Alabama primary tests Trump's influence among Republican voters

WASHINGTON — Alabama Republicans on Tuesday will choose a nominee for the U.S. Senate in a primary runoff that will test President Trump’s influence over GOP voters in the deep-red state.

Former Auburn football coach Tommy Tuberville has led former U.S. Sen. and former Attorney General Jeff Sessions in most polls, including the most recent surveys, where he leads by double digits. But turnout predictions are difficult in a pandemic, particularly in an election that was postponed because of COVID-19 from March 31 to July 14.

In this Nov. 18, 2016 file photo, Cincinnati coach Tommy Tuberville walks off the field after the team's NCAA college football game against Memphis in Cincinnati.  (John Minchillo/AP Photo)
Former Auburn football coach Tommy Tuberville. (John Minchillo/AP Photo)

Tuberville, a first-time candidate, won the March 3 primary with 33 percent of the vote to Sessions’s 31 percent, but the contest went to a runoff because no candidate received at least 50 percent of the vote. The seat was occupied by Sessions from 1997 until 2017, when he left to become Trump’s attorney general.

Trump endorsed Tuberville a week after the March primary. The president has made no secret of his antipathy for Sessions, who enraged Trump by recusing himself from the Justice Department’s probe into Russian interference in the 2016 election.

Trump called Sessions “a disaster who has let us all down” in a tweet this past weekend. The president has heaped abuse on Sessions over the past few years, including when he was still attorney general.

Sessions responded to Trump on Saturday. “My honor and integrity are far more important than these juvenile insults. Your scandal ridden candidate is too cowardly to debate,” Sessions tweeted, referring to charges of fraud against Tuberville involving a hedge fund he co-founded around 2009.

Tuberville’s partner was sentenced to 10 years in prison for his role in the hedge fund’s misdeeds, and Tuberville himself reached a private settlement with investors.

Sessions, for his part, was the first senator to endorse Trump in the 2016 Republican primaries while other prominent lawmakers kept the then real estate tycoon at a distance. At the time, Sessions was one of the most outspoken critics of immigration in the GOP, and Trump praised him as “a great man.”

Former U.S. Attorney General Jeff Sessions speaks to reporters during a campaign stop at Sweet Creek restaurant and farmers market, south of Montgomery, Ala., Monday, July 6, 2020. (Kim Chandler/AP Photo)
Former U.S. Attorney General Jeff Sessions. (Kim Chandler/AP Photo)

“He’s really the expert as far as I’m concerned on borders, on so many things,” Trump said of Sessions at the February 2016 rally where they announced the endorsement.

If Sessions were to pull out a surprise win, it would not be the first embarrassment for Trump in Alabama, a deeply conservative state that Trump won by 28 points in the 2016 election. In 2017, Trump endorsed incumbent Sen. Luther Strange in a special election primary to fill the seat vacated by Sessions when he was appointed attorney general.

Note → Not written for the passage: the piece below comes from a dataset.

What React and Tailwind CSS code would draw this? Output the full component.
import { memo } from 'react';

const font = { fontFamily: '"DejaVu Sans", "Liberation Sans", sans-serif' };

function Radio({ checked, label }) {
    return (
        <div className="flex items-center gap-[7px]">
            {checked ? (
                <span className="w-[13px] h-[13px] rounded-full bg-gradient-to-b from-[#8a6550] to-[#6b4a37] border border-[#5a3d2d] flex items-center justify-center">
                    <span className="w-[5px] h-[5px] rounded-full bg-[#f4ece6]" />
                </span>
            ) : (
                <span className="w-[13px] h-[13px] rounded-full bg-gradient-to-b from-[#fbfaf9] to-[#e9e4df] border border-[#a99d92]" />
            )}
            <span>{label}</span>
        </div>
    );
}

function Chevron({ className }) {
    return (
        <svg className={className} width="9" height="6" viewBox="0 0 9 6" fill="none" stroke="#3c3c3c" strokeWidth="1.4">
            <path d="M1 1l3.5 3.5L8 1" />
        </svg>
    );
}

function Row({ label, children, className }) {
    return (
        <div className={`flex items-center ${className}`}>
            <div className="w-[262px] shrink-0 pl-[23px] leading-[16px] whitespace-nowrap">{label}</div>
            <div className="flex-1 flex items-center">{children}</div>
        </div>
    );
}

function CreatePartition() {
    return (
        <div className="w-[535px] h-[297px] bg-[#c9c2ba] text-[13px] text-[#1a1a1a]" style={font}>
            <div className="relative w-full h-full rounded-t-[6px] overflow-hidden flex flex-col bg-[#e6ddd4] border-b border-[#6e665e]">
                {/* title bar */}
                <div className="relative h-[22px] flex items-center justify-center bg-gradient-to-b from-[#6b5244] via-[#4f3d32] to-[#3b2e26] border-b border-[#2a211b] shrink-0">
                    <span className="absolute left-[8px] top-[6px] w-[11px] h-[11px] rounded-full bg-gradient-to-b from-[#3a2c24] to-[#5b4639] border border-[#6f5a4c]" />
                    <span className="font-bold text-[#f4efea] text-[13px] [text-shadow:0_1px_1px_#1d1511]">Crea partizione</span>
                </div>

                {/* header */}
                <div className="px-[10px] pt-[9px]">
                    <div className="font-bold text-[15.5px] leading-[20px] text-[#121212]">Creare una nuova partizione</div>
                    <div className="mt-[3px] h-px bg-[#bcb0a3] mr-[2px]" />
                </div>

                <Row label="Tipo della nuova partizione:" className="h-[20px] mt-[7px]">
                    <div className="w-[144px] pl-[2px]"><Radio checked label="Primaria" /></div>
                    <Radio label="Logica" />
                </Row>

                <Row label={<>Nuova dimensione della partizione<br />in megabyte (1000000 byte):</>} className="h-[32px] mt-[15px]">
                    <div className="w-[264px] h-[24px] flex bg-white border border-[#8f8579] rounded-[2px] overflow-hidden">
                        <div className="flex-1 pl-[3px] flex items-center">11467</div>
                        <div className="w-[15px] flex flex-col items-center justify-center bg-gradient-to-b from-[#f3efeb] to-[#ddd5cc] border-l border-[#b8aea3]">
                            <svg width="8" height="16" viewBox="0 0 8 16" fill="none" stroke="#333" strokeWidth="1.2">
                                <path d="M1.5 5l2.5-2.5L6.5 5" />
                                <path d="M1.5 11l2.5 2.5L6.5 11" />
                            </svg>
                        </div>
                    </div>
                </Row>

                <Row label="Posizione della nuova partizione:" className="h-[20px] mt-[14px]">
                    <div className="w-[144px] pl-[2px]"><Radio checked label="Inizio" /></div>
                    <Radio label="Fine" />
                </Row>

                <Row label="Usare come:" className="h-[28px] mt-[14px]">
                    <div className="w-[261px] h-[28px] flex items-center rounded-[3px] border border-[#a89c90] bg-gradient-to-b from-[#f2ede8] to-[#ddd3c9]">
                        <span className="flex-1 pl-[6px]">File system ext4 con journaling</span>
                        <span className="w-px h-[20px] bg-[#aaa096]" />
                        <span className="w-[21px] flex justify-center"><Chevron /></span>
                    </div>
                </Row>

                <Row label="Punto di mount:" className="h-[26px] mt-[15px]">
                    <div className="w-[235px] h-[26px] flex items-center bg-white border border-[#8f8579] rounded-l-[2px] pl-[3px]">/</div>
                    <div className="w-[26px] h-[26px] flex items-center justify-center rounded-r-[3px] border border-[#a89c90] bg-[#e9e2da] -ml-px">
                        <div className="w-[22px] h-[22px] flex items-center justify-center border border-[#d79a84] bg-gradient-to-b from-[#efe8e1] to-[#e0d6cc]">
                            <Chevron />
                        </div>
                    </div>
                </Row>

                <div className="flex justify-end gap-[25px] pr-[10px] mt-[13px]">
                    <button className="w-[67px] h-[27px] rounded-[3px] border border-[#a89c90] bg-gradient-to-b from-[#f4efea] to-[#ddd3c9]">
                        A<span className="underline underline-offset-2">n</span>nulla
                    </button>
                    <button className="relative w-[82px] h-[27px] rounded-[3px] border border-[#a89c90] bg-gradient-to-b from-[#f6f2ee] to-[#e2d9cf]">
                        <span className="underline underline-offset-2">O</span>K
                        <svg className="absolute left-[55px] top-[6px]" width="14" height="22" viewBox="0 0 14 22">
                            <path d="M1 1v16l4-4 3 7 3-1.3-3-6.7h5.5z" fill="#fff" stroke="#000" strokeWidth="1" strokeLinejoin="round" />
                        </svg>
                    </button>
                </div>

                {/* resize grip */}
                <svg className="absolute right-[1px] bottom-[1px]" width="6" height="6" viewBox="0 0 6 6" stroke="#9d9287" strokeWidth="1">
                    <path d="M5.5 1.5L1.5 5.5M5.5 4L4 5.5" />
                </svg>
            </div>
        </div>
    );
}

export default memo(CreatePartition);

But Strange lost to Roy Moore, the far-right former chief justice of the Alabama Supreme Court. Trump then endorsed Moore in the general election against Democrat Doug Jones, a former U.S. attorney. Moore lost after several women alleged he had engaged in sexual misconduct with them when they were minors.

Moore’s loss to Jones marked the first time Alabama had sent a Democrat to the Senate in more than 20 years. Jones is now considered the Democratic senator most likely to lose a bid for reelection this November, in large part because the state is so conservative.

Critics say Tuberville, after receiving Trump’s endorsement, has done little to actively campaign for the seat. He refused to debate Sessions, the Wall Street Journal reported that he has not spoken to reporters in the state for several weeks and his pinned tweet is still from March 10, touting the president’s decision to back him that day.

“Tuberville has not even run a campaign,” Curt Anderson, a Sessions campaign consultant, told Yahoo News. “He doesn’t talk to the press. He won’t talk to the voters. He won’t debate. He literally is not a candidate.”

U.S. President Donald Trump speaks to the media as he departs for Walter Reed National Military Medical Center from the White House on July 11, 2020 in Washington, DC. (Joshua Roberts/Getty Images)
President Trump addresses the media on Saturday. (Joshua Roberts/Getty Images)

“He is just a vessel for Trump and Trump’s ire at Sessions. It’s the most bizarre thing you’ve ever seen,” Anderson said.

In a dig at Tuberville, Anderson said he would have advised the former football coach, who has never held political office, to duck debates as well.

“He would get destroyed [in a debate]. He made the right decision there, unfortunately,” Anderson said.

The Tuberville campaign has not responded to a request for comment.